人口減少→商売衰退→税収不足→厳しい年貢取り立てと荷役負担の増加。それがさらに人口減少に拍車をかけるという負のスパイラル。
江戸時代中期の仙台藩・吉岡宿はそんな町だった。現在の宮城県黒川群大和町である。
磯田道史氏の著書『無私の日本人』の中に収録されている「穀田屋十三郎」が映画化された。『殿、利息でござる』である。この物語は実話であり、主人公の酒屋「穀田屋」は今も営業しているそうだ。
監督は『ゴールデンスランバー』の中村義洋氏。主演は阿部サダヲ、共演に瑛太、妻夫木聡、竹内結子、松田龍平。それにフィギュアスケート世界王者・羽生結弦氏も出演するなど話題が多い。タイトルがコミカルであることや、阿部サダヲ主演であることなどから痛快喜劇を期待して出かけたが、笑える場面はあまりない。むしろ後半は泣ける場面が続く。
<注意>
ここから先は、映画をご覧になる予定の方にはネタバレになるおそれがあります。
夜逃げが続出していた。このままでは自分たちの宿場町がすたれる一方だ。なにか良い知恵はないか。思いあまったひとりの商人が立ち上がる。藩主宛てに直訴状を出すことにしたのだ。それが主演の阿部サダヲ演じる穀田屋十三郎。直訴人は死罪になることもある。仮にそれを免れたとしても氏素性がきびしく吟味されることになりメリットは何一つない。商人仲間(瑛太)が十三郎の行動を思いとどまらせた。そして前代未聞の一計を案じた。

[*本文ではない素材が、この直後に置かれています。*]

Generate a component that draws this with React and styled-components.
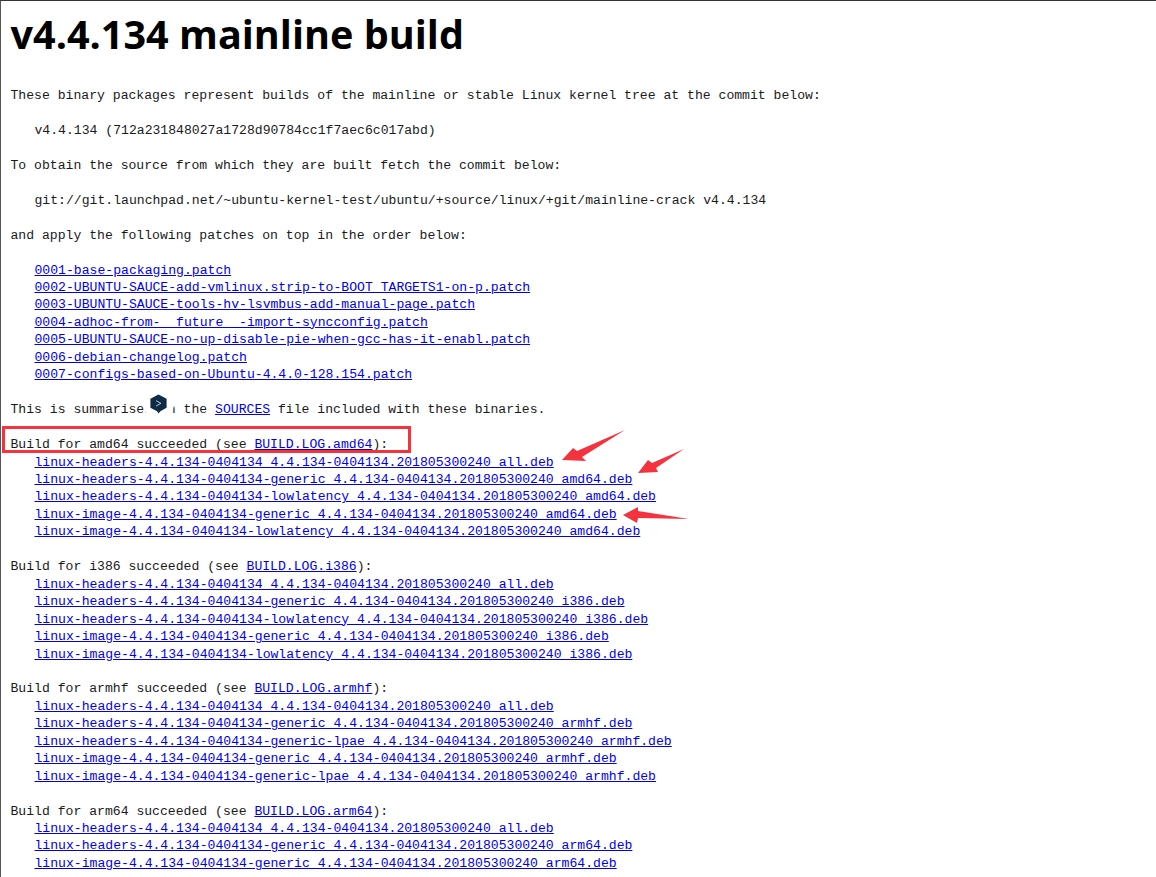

その一計とは、宿場町の商人が金を出しあって藩主に金を貸せば利息がもらえるはず。当時の利息は10%が相場だったから、1,000両(3億円)集めれば利息は100両(3,000万円)になる。殿様相手の金貸し業をやろうと算段したのだ。だが、当の本人(瑛太)はそんな絵空事が実現するはずがないとも思っている。いったい誰が金を出すのか。それに藩がその金を借りてくれて利息を払ってくれるなどあり得ない話。ところが、その話を聞かされた十三郎(阿部サダヲ)だけは「できる!」と思った。
この構想のすごいところはふたつある。
1.貧しくて金がないのに、金を貸す側になろうとしている点。
しかも相手は「藩主」。これは社員が集まって会社に金を貸し、利息をもらおうとする以上の難易度である。
2.毎年もらう利息の3,000万円は出資者に配当されず、町の人々に分配しようとしている点。
つまり、町の人々の生活が楽になれば夜逃げする人も減り、商売もうまくいくようになる。だから、出資者である商人は利息をもらわなくても良いはず、と考えた点が秀逸だった。
問題は誰がお金を出すかである。
「町のために金を出してほしい。利息はもらえないし、元金だっていつ返せるか分からない」と正攻法で訴えてもなかなか乗ってこないはず。ひとりずつ、じっくり口説き落としていくしかない。
町には人間性丸だしのいろんな商人がいた。金はあるのに、道楽(温泉堀り)に夢中で金を出したがらない商人。町のためになるのなら店を潰してでも構わないと全財産を出そうとする商人、・・・。彼らは結束するため、自分たち用に掟をつくった。
それが「つつしみの掟」。
・この計画のことを話してはならない
・寄付するときには、自分たちの名前を出さない
・道を歩くときも真ん中ではなく、つつしんで端を歩こう
・酒席でも上座に座らず、つつしんで下座に
彼らの資金集めプロジェクトは8年後にようやく結実する。家財道具を売りはらい、嫁の着物や子どもの玩具まで売りはらって金を貯め、とうとう1,000両(3億円)を集めきったのだ。
町は豊かになり、それが今の大和町に引き継がれている。
十三郎の遺言が奮っている。
「私がしたことを誰にも話してはならない」
250年後、今こうして十三郎たちのプロジェクトが多くの人に知れ渡ってしまった。それにしても東北にすごい日本人たちがいたものだ。